• _Problem to work on_: Tally the lines below that contain the word "with", and give only that number.

• _Supplied material_:
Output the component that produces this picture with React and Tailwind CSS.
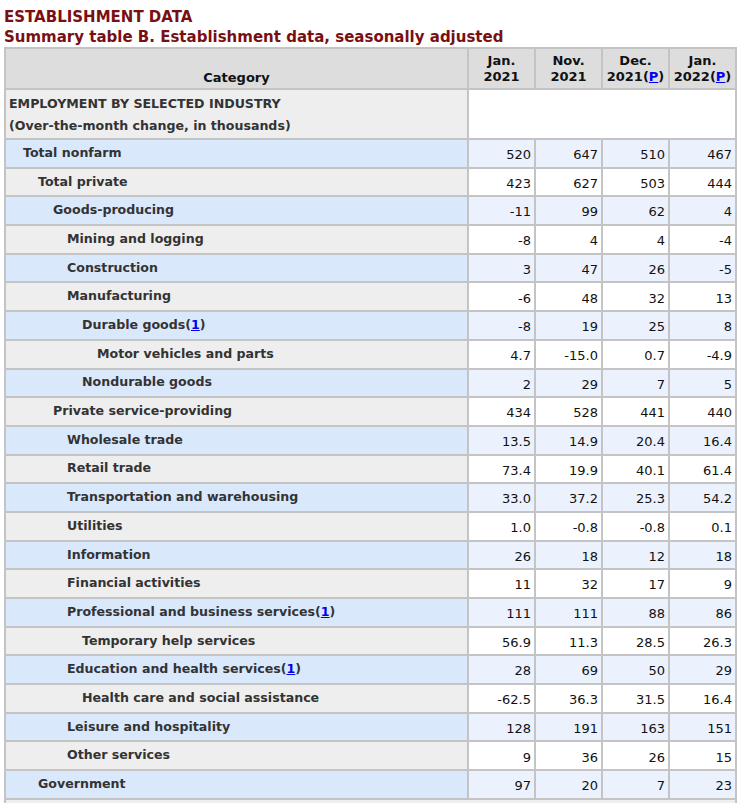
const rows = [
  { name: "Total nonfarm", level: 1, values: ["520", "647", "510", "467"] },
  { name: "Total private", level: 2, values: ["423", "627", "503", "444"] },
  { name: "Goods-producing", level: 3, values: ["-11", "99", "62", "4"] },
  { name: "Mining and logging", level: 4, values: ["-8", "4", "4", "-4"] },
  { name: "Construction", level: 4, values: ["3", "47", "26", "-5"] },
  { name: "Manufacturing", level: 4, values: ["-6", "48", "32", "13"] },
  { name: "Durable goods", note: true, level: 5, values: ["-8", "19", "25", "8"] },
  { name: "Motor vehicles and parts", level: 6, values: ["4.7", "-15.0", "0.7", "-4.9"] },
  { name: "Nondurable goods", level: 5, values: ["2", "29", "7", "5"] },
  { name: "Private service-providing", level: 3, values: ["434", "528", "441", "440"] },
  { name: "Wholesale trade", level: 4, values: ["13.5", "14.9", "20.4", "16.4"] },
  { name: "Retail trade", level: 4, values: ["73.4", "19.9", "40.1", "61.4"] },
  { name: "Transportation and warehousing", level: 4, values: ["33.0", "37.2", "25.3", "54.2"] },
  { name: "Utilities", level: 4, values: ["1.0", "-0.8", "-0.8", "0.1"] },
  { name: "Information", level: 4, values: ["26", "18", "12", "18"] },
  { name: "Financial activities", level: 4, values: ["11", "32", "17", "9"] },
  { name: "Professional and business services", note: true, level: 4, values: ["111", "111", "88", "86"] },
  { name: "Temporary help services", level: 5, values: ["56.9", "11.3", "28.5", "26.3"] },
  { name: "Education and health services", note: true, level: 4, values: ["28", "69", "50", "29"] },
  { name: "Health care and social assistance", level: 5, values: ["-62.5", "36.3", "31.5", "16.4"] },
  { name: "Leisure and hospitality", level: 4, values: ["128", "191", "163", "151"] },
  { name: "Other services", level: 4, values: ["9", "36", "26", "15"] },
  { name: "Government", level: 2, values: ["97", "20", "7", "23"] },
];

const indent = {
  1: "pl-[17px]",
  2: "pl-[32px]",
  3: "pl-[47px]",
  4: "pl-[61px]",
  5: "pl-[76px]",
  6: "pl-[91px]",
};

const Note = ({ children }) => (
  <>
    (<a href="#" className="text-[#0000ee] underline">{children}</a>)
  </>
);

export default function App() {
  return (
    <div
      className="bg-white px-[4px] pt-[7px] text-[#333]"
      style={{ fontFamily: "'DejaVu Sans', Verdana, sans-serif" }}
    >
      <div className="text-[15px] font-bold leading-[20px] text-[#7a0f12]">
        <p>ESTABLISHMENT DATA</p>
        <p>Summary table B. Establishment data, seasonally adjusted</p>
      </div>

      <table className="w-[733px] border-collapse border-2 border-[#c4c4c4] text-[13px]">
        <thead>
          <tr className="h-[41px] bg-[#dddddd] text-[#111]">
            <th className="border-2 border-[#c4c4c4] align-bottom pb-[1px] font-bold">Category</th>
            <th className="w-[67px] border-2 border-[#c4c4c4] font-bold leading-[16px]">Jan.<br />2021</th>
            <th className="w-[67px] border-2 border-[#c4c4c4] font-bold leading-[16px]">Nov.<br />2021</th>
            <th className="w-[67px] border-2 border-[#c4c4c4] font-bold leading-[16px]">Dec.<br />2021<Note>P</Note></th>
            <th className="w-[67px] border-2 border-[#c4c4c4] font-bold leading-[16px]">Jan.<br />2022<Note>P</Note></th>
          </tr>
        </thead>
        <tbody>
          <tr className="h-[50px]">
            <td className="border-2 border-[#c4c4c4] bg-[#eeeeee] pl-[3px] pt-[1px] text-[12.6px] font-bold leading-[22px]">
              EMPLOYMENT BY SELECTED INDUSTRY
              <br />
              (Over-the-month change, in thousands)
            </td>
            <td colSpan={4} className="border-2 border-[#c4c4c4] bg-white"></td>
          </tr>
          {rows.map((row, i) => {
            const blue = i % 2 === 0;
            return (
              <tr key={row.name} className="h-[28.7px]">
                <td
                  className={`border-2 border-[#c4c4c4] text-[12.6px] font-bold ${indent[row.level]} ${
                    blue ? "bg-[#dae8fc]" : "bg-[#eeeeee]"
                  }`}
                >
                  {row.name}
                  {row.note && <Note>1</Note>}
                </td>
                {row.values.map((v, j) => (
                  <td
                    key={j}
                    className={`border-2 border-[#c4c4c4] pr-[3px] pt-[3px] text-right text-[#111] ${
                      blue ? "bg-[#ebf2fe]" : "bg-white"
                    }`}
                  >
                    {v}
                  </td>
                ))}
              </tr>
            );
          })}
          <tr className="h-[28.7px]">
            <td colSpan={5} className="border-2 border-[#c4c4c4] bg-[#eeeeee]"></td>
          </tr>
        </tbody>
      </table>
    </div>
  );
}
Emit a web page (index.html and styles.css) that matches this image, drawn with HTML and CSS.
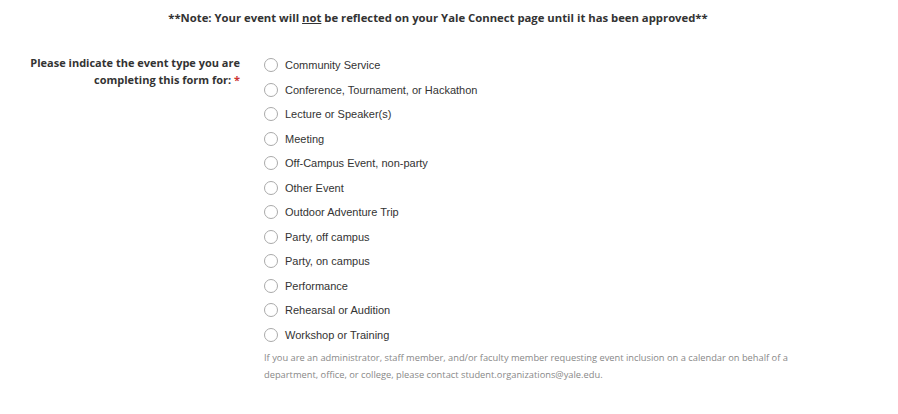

• _Solution_: 2